Well, this could get fun. Do I go 55 miles back to Fort Nelson, or go 85 miles further to Pink Mountain? I thought it was about 60 miles in either direction, so I chose to go forward. I got a couple of miles and realized it was more like 85 miles, which would be about 262 miles on the tank of gas. Considering my range was 220-240, occasionally 250, I was pretty nervous. I gingerly set the throttle lock (to 55mph), leaned forward and put the windscreen in the lowest position, then tucked in and tried to make the smallest profile I could.
I then fiddled with the GPS to see what my options were. I figured I'd just ride the bike until it ran out, then hitchhike to a gas station and back to the bike, but I should at least know the options. The GPS said there might be gas at two locations a little closer to me.
Unfortunately, there was construction. So when I saw the signs, I shut off the engine and coasted up to the flagger. I had about 15 minutes to wait (in the rain). Once the pilot car came, I lugged the engine a little to save gas. On the far side, about 15 miles later, I slowly accelerated, letting all the cars, trucks, and RVs pass me.
Mercifully, there were two gas options at my first researched option, Buckinghorse River Crossing. I pulled into the first. Things weren't looking good- there was a padlock on the pump. The store/restaurant was open, so I went in. They just needed to unlock the pump for me, so I got to fill up. Yay, disaster averted!
I went in to pay, and realized this was mainly a truck stop. I decided to eat- I was hungry, and small funky truck stops often have hearty meals. I ordered something, then went outside to move the bike away from the pumps. The meal was pretty good- eggs, hash browns, toast, a couple links of nasty sausage, for $8 canadian. Cheap meal, really, and I got to chat with a husband-wife trucker couple from Minnesota, on their way to Fairbanks.
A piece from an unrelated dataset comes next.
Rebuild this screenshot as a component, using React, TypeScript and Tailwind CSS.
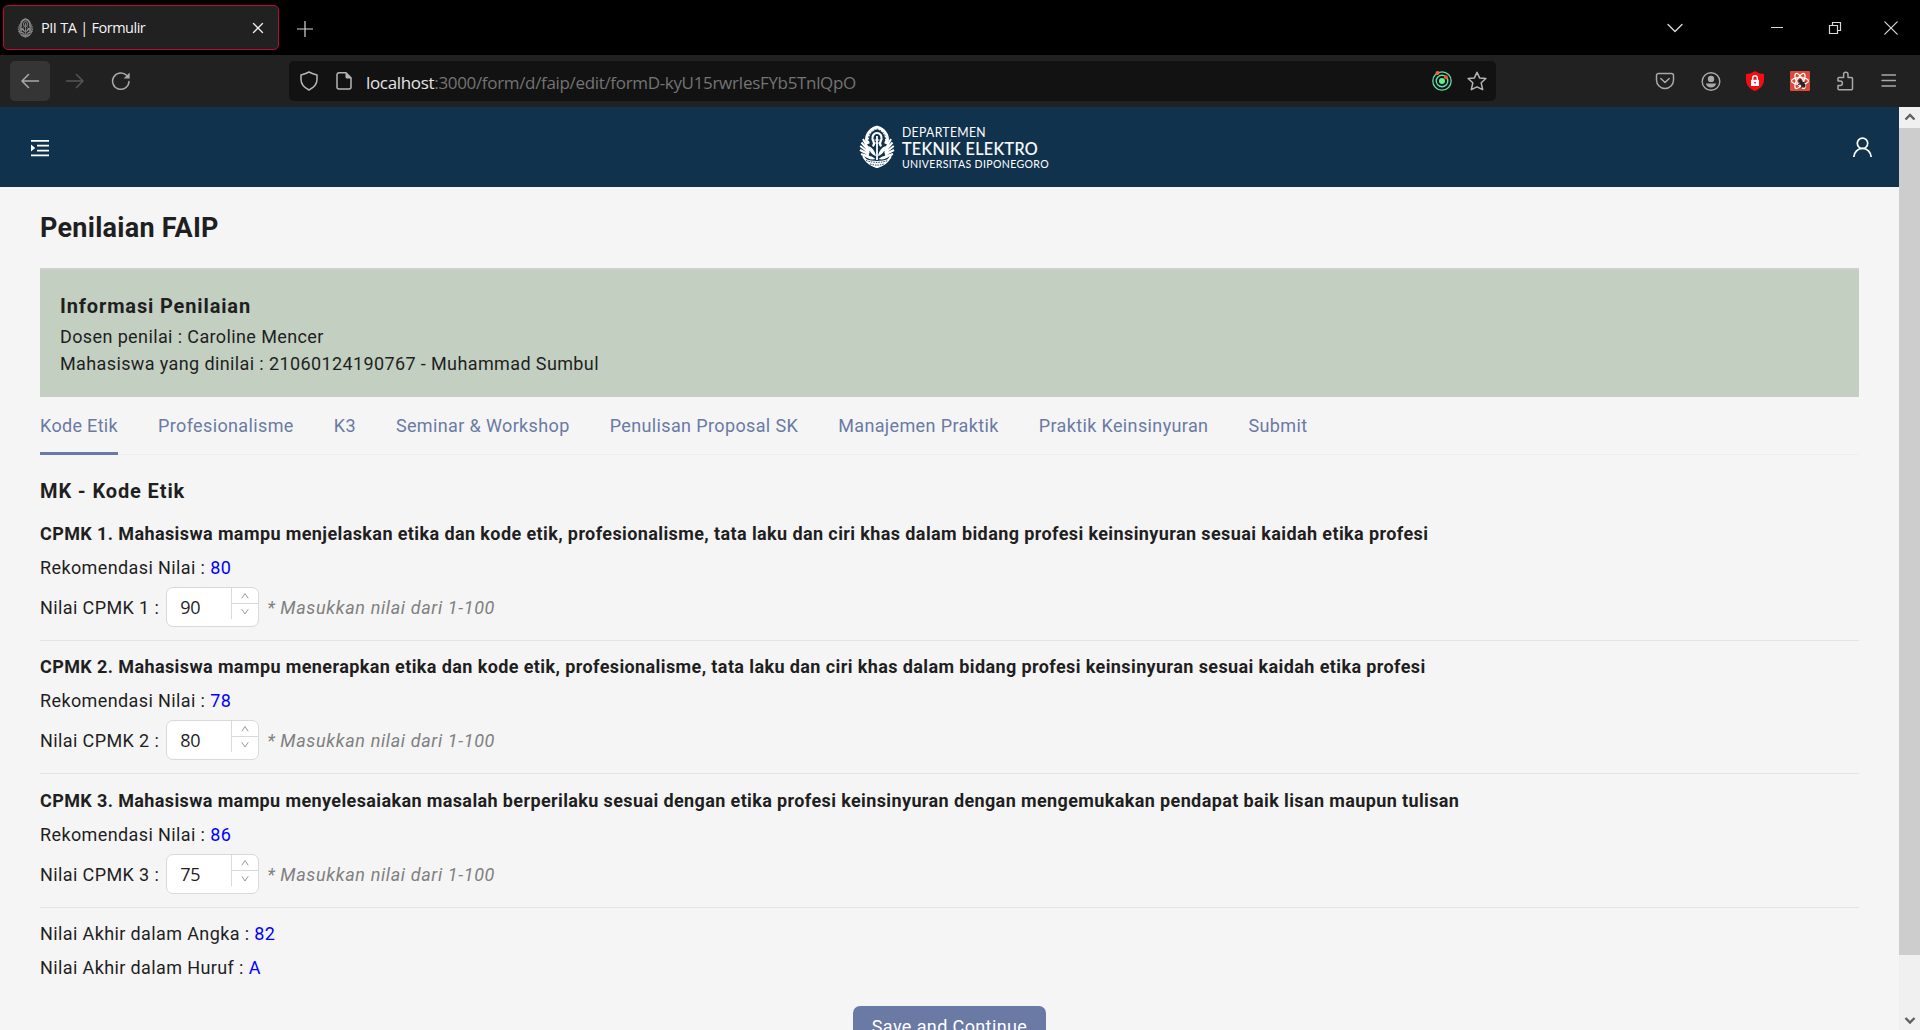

The next stretch was fairly uneventful. Things open up and start becoming sprawl as I got closer to Fort St. John. The only neat thing was passing Charlie Lake, shown in Long Way Round. My real target was Dawson Creek- I nearly went nuts with the traffic getting near there, but it was neat to reach Mile 0 of the Alaska Highway. The actual marker is in the middle of a busy intersection, so I didn't get to stand next to it for photos. I did frame some shots of the bike with the marker in the distance, hopefully they turn out.
From there, on to Prince George. The GPS said I could get there by 9pm, and I hoped to camp just south of there. It was a little rainy, and horrible wind between Dawson Creek and Chetwynd. It was some of the worst wind I've ever been in- thankfully I could predict when it was going to be bad, because of the terrain and lack of trees. Still, choosing my lane placement was pretty difficult, especially with rain and oncoming vehicles.
I also saw a deer. I hadn't really been watching for them closely, so it was a surprise to see one standing on the shoulder of the road. I had one of those surreal moments where the deer and I stared at each other- I scrubbed off a tiny bit of speed, but was not prepared for that moment. I'm lucky it didn't turn out badly.
Chetwynd is a factory town, I was passing through right at 5pm, which means some workers were tearing out of the mill. Quitting time in a mill town means stop signs are merely a recommendation- thankfully these crazy drivers weren't going far. I stopped for gas and a little bit of Gatorade and got out of there.
It'd been about two days since using my hydration system. I rinsed it out in Whitehorse, but hadn't refilled it. I put two liters in it and drank down about a liter as I left town. It had a really bad taste- I think it was a combination of leftover flavors in the hydration bladder and a new flavor of Gatorade, but it really tasted funky. I was nervous something went rancid in the bladder, but was really thirsty. I did stop using it after that first liter, though.
Prince George meant a quick gas stop, then it was down the road for the first campground I could find. I wanted to be through town- which meant going to Hixon. It was a neat little campground, very nice host, but there was a lot of highway noise- especially the compression brakes on the trucks. Things were fairly dry and it looked like it would stay dry and clear all night.